> [OBJECTIVE] Extract the whole listing as it stands. Do not include the pictures.

> [INFORMATION SUPPLIED]
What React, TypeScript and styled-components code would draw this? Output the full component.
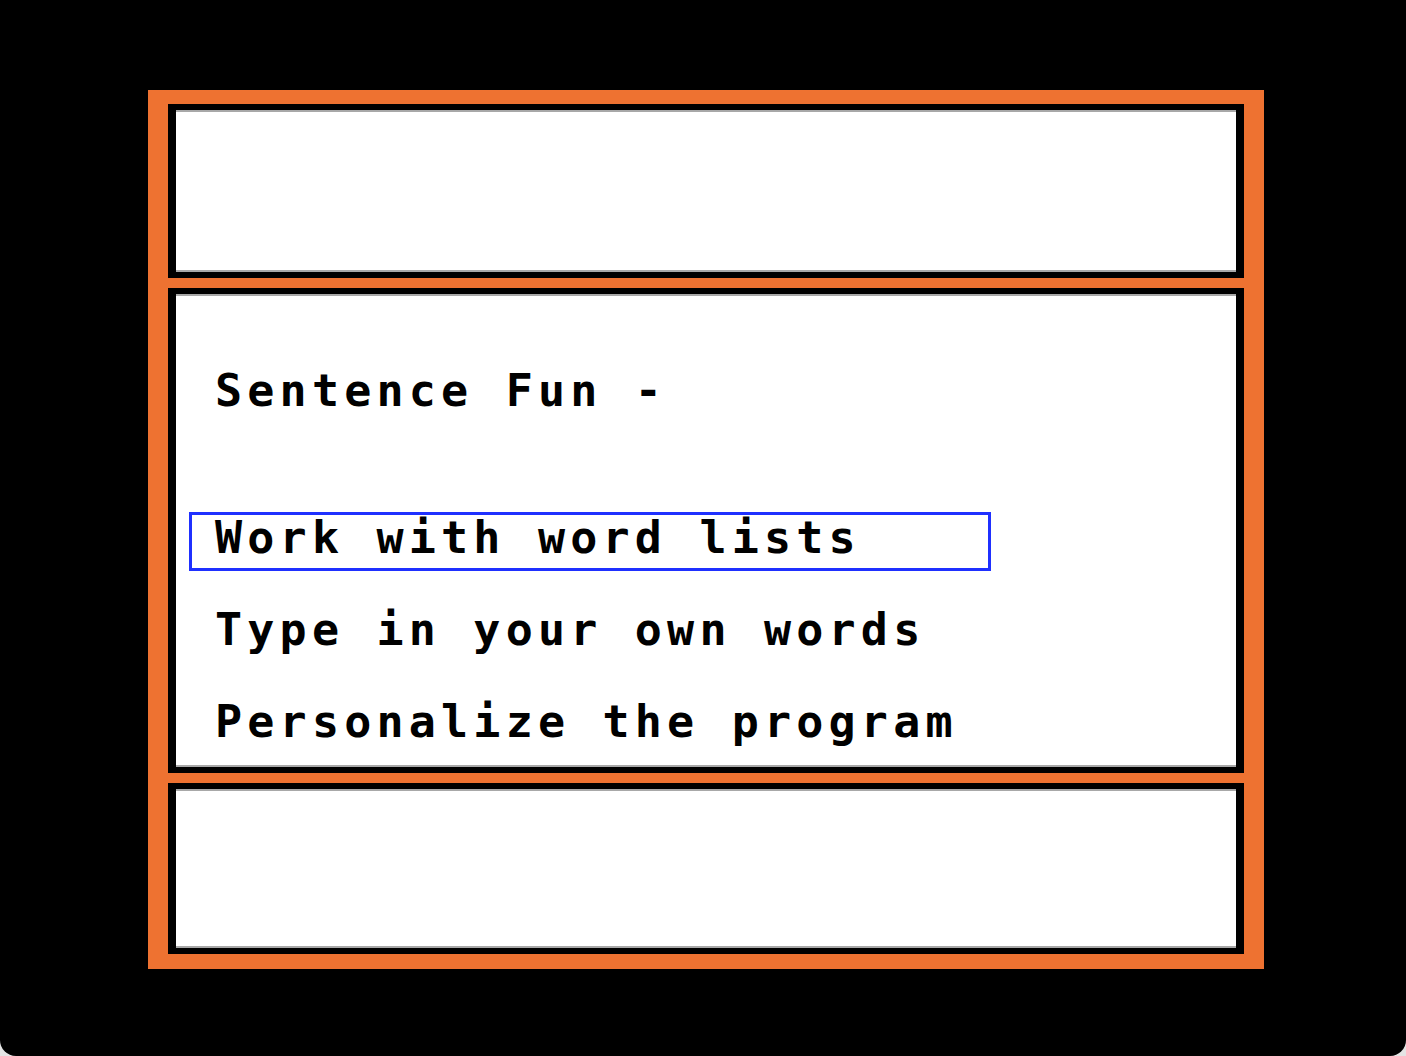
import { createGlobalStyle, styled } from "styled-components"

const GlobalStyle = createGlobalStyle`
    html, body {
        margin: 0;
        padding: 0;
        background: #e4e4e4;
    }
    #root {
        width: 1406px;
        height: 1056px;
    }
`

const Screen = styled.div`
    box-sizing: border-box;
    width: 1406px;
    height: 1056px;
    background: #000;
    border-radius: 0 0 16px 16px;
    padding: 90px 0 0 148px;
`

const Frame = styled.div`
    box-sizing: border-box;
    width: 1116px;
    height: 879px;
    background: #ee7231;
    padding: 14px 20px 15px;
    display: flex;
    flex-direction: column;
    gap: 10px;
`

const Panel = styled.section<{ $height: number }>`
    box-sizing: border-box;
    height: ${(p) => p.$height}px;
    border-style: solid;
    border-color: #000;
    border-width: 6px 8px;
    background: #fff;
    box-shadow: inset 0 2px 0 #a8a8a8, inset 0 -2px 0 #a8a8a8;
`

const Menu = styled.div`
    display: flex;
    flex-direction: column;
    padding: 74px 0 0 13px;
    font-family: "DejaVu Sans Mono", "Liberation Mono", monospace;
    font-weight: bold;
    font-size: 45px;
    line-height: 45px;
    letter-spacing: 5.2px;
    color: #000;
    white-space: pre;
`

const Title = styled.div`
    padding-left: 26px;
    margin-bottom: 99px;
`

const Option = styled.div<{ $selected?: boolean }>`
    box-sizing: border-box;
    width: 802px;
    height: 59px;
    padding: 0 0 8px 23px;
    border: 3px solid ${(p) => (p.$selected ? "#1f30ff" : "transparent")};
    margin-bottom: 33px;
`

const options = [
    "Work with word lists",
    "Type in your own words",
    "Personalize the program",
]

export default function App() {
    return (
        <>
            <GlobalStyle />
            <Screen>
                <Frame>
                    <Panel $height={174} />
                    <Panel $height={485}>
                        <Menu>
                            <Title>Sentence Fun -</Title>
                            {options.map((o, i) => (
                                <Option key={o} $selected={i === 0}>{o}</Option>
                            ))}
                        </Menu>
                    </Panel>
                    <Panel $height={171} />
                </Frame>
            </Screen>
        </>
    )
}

> [TASK SOLUTION]
What React, TypeScript and styled-components code would draw this? Output the full component.
import { createGlobalStyle, styled } from "styled-components"

const GlobalStyle = createGlobalStyle`
    html, body {
        margin: 0;
        padding: 0;
        background: #e4e4e4;
    }
    #root {
        width: 1406px;
        height: 1056px;
    }
`

const Screen = styled.div`
    box-sizing: border-box;
    width: 1406px;
    height: 1056px;
    background: #000;
    border-radius: 0 0 16px 16px;
    padding: 90px 0 0 148px;
`

const Frame = styled.div`
    box-sizing: border-box;
    width: 1116px;
    height: 879px;
    background: #ee7231;
    padding: 14px 20px 15px;
    display: flex;
    flex-direction: column;
    gap: 10px;
`

const Panel = styled.section<{ $height: number }>`
    box-sizing: border-box;
    height: ${(p) => p.$height}px;
    border-style: solid;
    border-color: #000;
    border-width: 6px 8px;
    background: #fff;
    box-shadow: inset 0 2px 0 #a8a8a8, inset 0 -2px 0 #a8a8a8;
`

const Menu = styled.div`
    display: flex;
    flex-direction: column;
    padding: 74px 0 0 13px;
    font-family: "DejaVu Sans Mono", "Liberation Mono", monospace;
    font-weight: bold;
    font-size: 45px;
    line-height: 45px;
    letter-spacing: 5.2px;
    color: #000;
    white-space: pre;
`

const Title = styled.div`
    padding-left: 26px;
    margin-bottom: 99px;
`

const Option = styled.div<{ $selected?: boolean }>`
    box-sizing: border-box;
    width: 802px;
    height: 59px;
    padding: 0 0 8px 23px;
    border: 3px solid ${(p) => (p.$selected ? "#1f30ff" : "transparent")};
    margin-bottom: 33px;
`

const options = [
    "Work with word lists",
    "Type in your own words",
    "Personalize the program",
]

export default function App() {
    return (
        <>
            <GlobalStyle />
            <Screen>
                <Frame>
                    <Panel $height={174} />
                    <Panel $height={485}>
                        <Menu>
                            <Title>Sentence Fun -</Title>
                            {options.map((o, i) => (
                                <Option key={o} $selected={i === 0}>{o}</Option>
                            ))}
                        </Menu>
                    </Panel>
                    <Panel $height={171} />
                </Frame>
            </Screen>
        </>
    )
}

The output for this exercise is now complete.